- Salem Union Church and Cemetery
- U.S. National Register of Historic Places
- Location: Jct. of NC 1005 (Startown Rd.) and NC 1274 (Maiden-Salem Rd.), SE corner, near Maiden, North Carolina
- Coordinates: 35°32′51″N 81°15′54″W﻿ / ﻿35.54750°N 81.26500°W
- Area: 4.3 acres (1.7 ha)
- Built: 1849
- Architectural style: Late Gothic Revival, Mixed (more Than 2 Styles From Different Periods)
- NRHP reference No.: 95001118
- Added to NRHP: October 04, 1995

= Salem Union Church and Cemetery =

Historic site in Lincoln County, North Carolina, US

Salem Union Church and Cemetery, also known as Salem Lutheran Church and Salem United Church of Christ, is a historic United Church of Christ church and cemetery located near Maiden, Lincoln County, North Carolina.

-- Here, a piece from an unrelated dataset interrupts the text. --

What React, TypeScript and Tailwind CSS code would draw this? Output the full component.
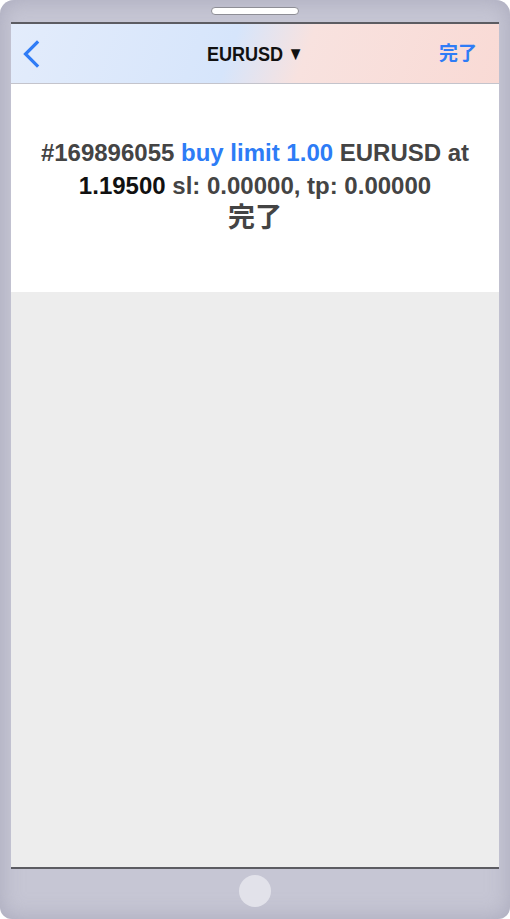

The church was built in 1849 as a simple rectangular brick building, and enlarged and remodeled in the Late Gothic Revival style in 1914–1915. With the remodeling, a two-stage corner tower was added and the window and door openings converted to lancet-arch openings. A two-story Sunday School addition was built in 1936–1937 and in 1989 a Fellowship Hall was built to form an H-shaped church building. Also on the property is a contributing well shed (c. 1928) and cemetery with burials dating to 1792.

It was listed on the National Register of Historic Places in 1995.